God asked the Israelites to do one more thing besides building a home in exile. God asked the people to bless the land. God said, “but seek the welfare of the city where I have sent you into exile, and pray to the Lord on its behalf, for in its welfare, you will find your welfare.” Bless the land God says, whose welfare is tied up in your own. Throughout the Bible, this difficult word comes to us that we should pray for and love our enemies. In this phrase about praying for the land while the Israelites in exile, we understand that the welfare of our enemies is tied up with our own welfare. These words echo Christ’s words to “pray for those who persecute you.”

Perhaps the real challenge is to thank God for the exile. It seems to me that if we could remember to thank God for the situation even when we feel like we are in the midst of exile, we might be able to see more clearly God’s blessing for us in this very present moment.

I want to challenge us this morning to live fully into the present that God has for us. Even if your present feels more like exile than what you had planned for your life, God’s blessing is here, with you, in the present. We have been challenged to make a home in the present. We’ve been challenged to plant gardens of contentment and watch them grow. We’ve been challenge to share the joy of living fully into the present with future generations.
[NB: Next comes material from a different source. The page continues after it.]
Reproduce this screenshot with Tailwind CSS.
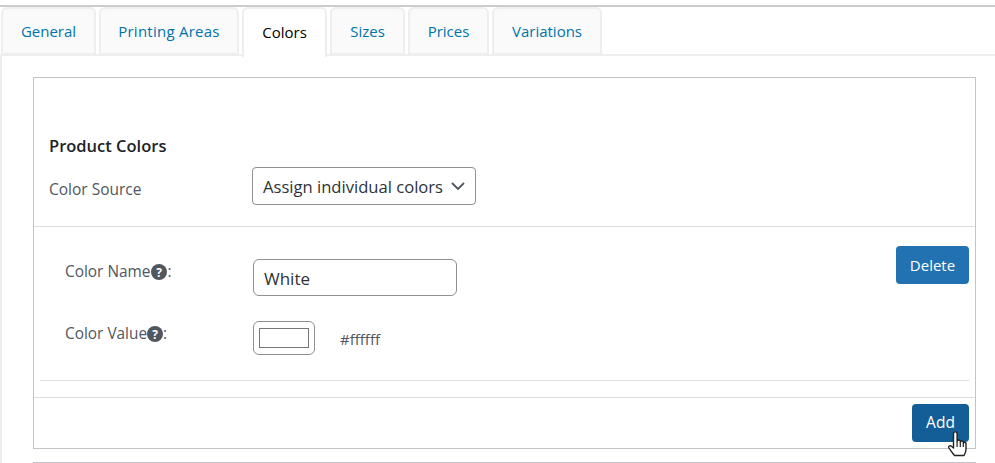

There is a wonderful quote I would like to end with this morning. “Yesterday is history. Tomorrow is a mystery. Today? Today is a gift. That’s why we call it the present.” (Babatunde Olatunji). May we live fully into the present moment that God has given us. May we make a home, even in exile. Amen.

1 comment:

Anonymous said...

Praying for you in your "exile". This really spoke to me as of lately my life has seemed "hard". Im not complaining but expressing the weariness that I feel. Your words have strengthened me. Thank you.